A promotoria militar pode e deve dar um basta ao cinismo e a impunidade - principalmente moral - que protegem criminosos. O ambiente militar não pode jamais tutelar bandidos, com ou sem farda. Ordem errada ou criminosa não se cumpre. E a presidente tem a oportunidade de fazer um bom trabalho no resgate dessas e de outras histórias, não permitindo, pelo menos, a continuidade do vilipêndio praticado por meia dúzia de sacanas que tentam dirigir a história recente do Brasil.

Podíamos começar com esclarecimentos coerentes sobre o crânio encontrado durante as exumações de 2001 em Xambioá. Como outros restos mortais, estão sob responsabilidade da Secretaria de Direitos Humanos, lotada no Ministério da Justiça do Brasil. Nenhum dos participantes daqueles trabalhos em Xambioá era otário, muito menos os cientistas. O Brasil tem medo de saber suas dores? Não há como crescer sem sabê-las.

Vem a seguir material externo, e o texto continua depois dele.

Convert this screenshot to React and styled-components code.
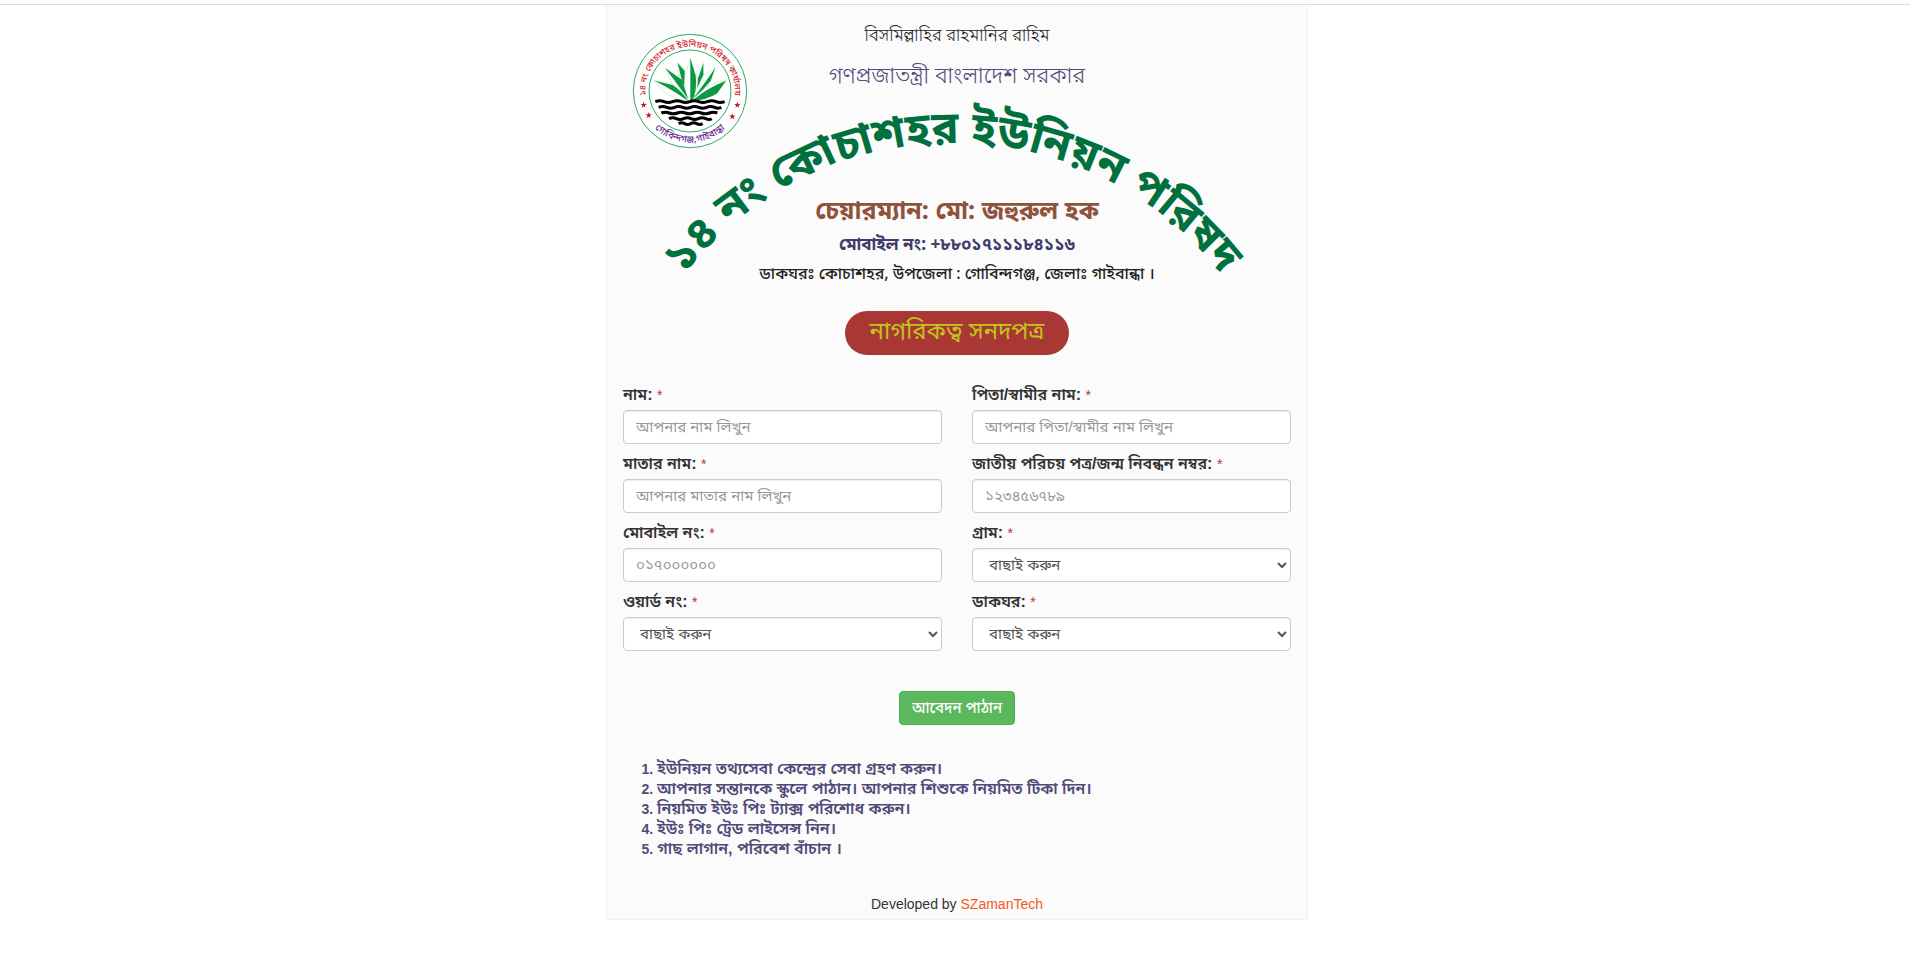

Deixem os militares e civis octogenários ou septuagenários contarem os fatos, a história deles e a dos militantes armados é o que importa. Como falar de punição sem a narrativa de quem participou? Presta atenção, Brasil. "Mostra tua cara, quero ver quem paga pra gente ficar assim" (Cazuza).

Talvez, ao nos sabermos, a gente melhora. Três tiros na professorinha, e só com o terceiro ela tombou. É a própria educação do Brasil, não é não, Walk? Um viva a vocês todas, meninas!

3 comentários:

Anônimo disse...

Heroína dos tempos modernos.
Mara

Fatima Marques disse...

Walquiria e suas companheiras de luta representam ou simbolizam a fibra e a coragem, exemplo de mulheres!

17/03/2012

Anônimo disse...

Já tem Osvaldão de Passa Quatro, Idalício era de que cidade mineira?